The TPA-2015 legislation improves upon the 2002 TPA law by including three main components which contain, directing the administration to pursue Congressional prerogatives through Congressionally-mandated negotiating objectives; establishing robust consultation and access to information requirements before, during, and after negotiations that ensure an open and transparent process for members and the public; and preserving Congressional prerogatives and gives Congress the final say in approving trade agreements, allowing removal of TPA procedures if the administration fails to meet TPA requirements.

The U.S. is currently negotiating one of its most ambitious and diverse range of trade pacts ever, including the Trans-Pacific Partnership (TPP) negotiations with 11 other Asia-Pacific countries, the Transatlantic Trade and Investment Partnership (TTIP) with the European Union (EU) and its 28 member states, the Trade in Services Agreement (TISA) with 49 other economies (including the EU member states), and an Environmental Goods Agreement (EGA) with 40 other economies (including the EU member states).

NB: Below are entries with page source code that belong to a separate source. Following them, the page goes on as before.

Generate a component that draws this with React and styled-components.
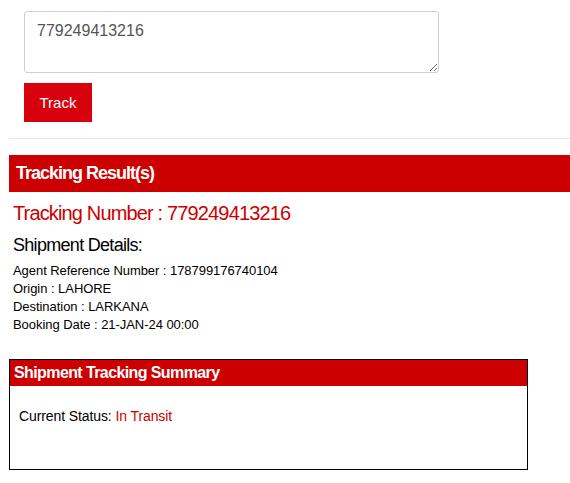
import React from 'react';
import styled, { createGlobalStyle } from 'styled-components';

const GlobalStyles = createGlobalStyle`
  html, body {
    margin: 0;
    padding: 0;
    background: #fff;
  }

  body {
    font-family: "Liberation Sans", Arial, Helvetica, sans-serif;
    color: #000;
  }
`;

const Page = styled.div`
  padding: 11px 0 0 9px;
`;

const SearchForm = styled.form`
  display: flex;
  flex-direction: column;
  align-items: flex-start;
  gap: 10px;
  padding-left: 15px;
  padding-bottom: 16px;
  border-bottom: 1px solid #e6e6e6;
`;

const NumberInput = styled.textarea`
  box-sizing: border-box;
  width: 415px;
  height: 62px;
  padding: 9px 12px;
  border: 1px solid #ccd0d6;
  border-radius: 3px;
  font-family: inherit;
  font-size: 16px;
  line-height: 20px;
  color: #555;
  resize: vertical;
  outline: none;
`;

const TrackButton = styled.button.attrs({
  type: 'button'
})`
  width: 68px;
  height: 39px;
  border: 0;
  background: #d9000d;
  color: #fff;
  font-family: inherit;
  font-size: 15px;
  cursor: pointer;
`;

const Banner = styled.h2`
  margin: 16px 0 0;
  height: 37px;
  display: flex;
  align-items: center;
  padding-left: 7px;
  background: #cc0000;
  color: #fff;
  font-size: 18px;
  font-weight: bold;
  letter-spacing: -1px;
`;

const Details = styled.div`
  padding-left: 4px;
`;

const TrackingNumber = styled.h3`
  margin: 9px 0 0;
  font-size: 20px;
  font-weight: normal;
  line-height: 24px;
  letter-spacing: -0.85px;
  color: #cc0000;
`;

const SubHeading = styled.h4`
  margin: 9px 0 0;
  font-size: 18px;
  font-weight: normal;
  line-height: 22px;
  letter-spacing: -0.7px;
`;

const InfoList = styled.div`
  margin-top: 6px;
  font-size: 13px;
  line-height: 18px;
  letter-spacing: -0.05px;
`;

const SummaryBox = styled.section`
  box-sizing: border-box;
  width: 519px;
  height: 111px;
  margin-top: 25px;
  border: 1px solid #000;
`;

const SummaryHeader = styled.div`
  height: 26px;
  display: flex;
  align-items: center;
  padding-left: 4px;
  background: #cc0000;
  color: #fff;
  font-size: 16px;
  font-weight: bold;
  letter-spacing: -0.6px;
`;

const SummaryBody = styled.div`
  padding: 21px 9px;
  font-size: 14px;
  line-height: 18px;
  letter-spacing: -0.1px;
`;

const Status = styled.span`
  color: ${props => props.color || '#cc0000'};
`;

const info = [
  ['Agent Reference Number', '178799176740104'],
  ['Origin', 'LAHORE'],
  ['Destination', 'LARKANA'],
  ['Booking Date', '21-JAN-24 00:00']
];

export default function App() {
  return (
    <Page>
      <GlobalStyles />

      <SearchForm>
        <NumberInput defaultValue="779249413216" />
        <TrackButton>Track</TrackButton>
      </SearchForm>

      <Banner>Tracking Result(s)</Banner>

      <Details>
        <TrackingNumber>Tracking Number : 779249413216</TrackingNumber>
        <SubHeading>Shipment Details:</SubHeading>
        <InfoList>
          {info.map(([label, value]) => (
            <div key={label}>{label} : {value}</div>
          ))}
        </InfoList>
      </Details>

      <SummaryBox>
        <SummaryHeader>Shipment Tracking Summary</SummaryHeader>
        <SummaryBody>
          Current Status: <Status>In Transit</Status>
        </SummaryBody>
      </SummaryBox>
    </Page>
  );
}
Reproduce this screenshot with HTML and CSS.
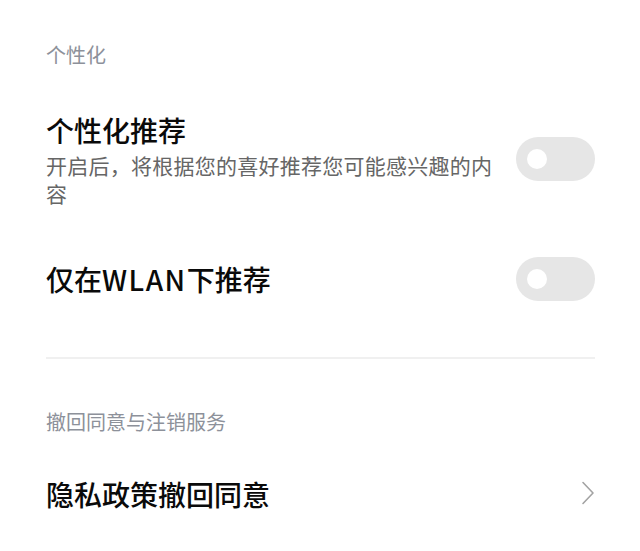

All of these deals involve important 21st century trade issues, and represent historic opportunities to support U.S. growth and jobs by providing stronger Intellectual Property protection, eliminating non-tariff barriers, and reducing regulatory risk. Most in Congress agree that renewing TPA, which expired in 2007, is necessary to get the best results in these negotiations for American workers, farmers, and businesses, consistent with Congressional priorities.

On Tuesday, the Senate Finance Committee held another trade hearing, a continuation of a hearing the committee conducted last Thursday when TPA-2015 legislation and other trade bills were introduced. The second hearing was held as a courtesy to members who said they needed more time to see how the new TPA bill could help advance the trade agenda. Today, Senate Finance panel will hold a mark-up covering TPA, trade adjustment assistance, the African Growth and Opportunity Act, the Generalized System of Preferences, preferential duty treatment for Haiti and customs reauthorization. Across the Capitol, the Ways and Means Committee will hold hearing on expanding American trade with accountability and transparency, where this measure will likely be discussed.

NSBA and its international trade arm—the Small Business Exporters Association (SBEA)—applauds the bipartisan leaders from both the House and Senate who jointly introduced the TPA-2015 legislation that will put in place the necessary mechanisms and special procedures for the negotiation, consideration, and implementation of trade agreements. NSBA/SBEA have long argued that it is critical the president has the authority to negotiate trade agreement through TPA, as it will help provide new economic opportunities for American businesses, farmers, workers and consumers. New and expanded market access through trade agreements has been an important catalyst for increased small business exports. NSBA and SBEA urge Congress and the administration to act swiftly to move the legislation forward with bipartisan support.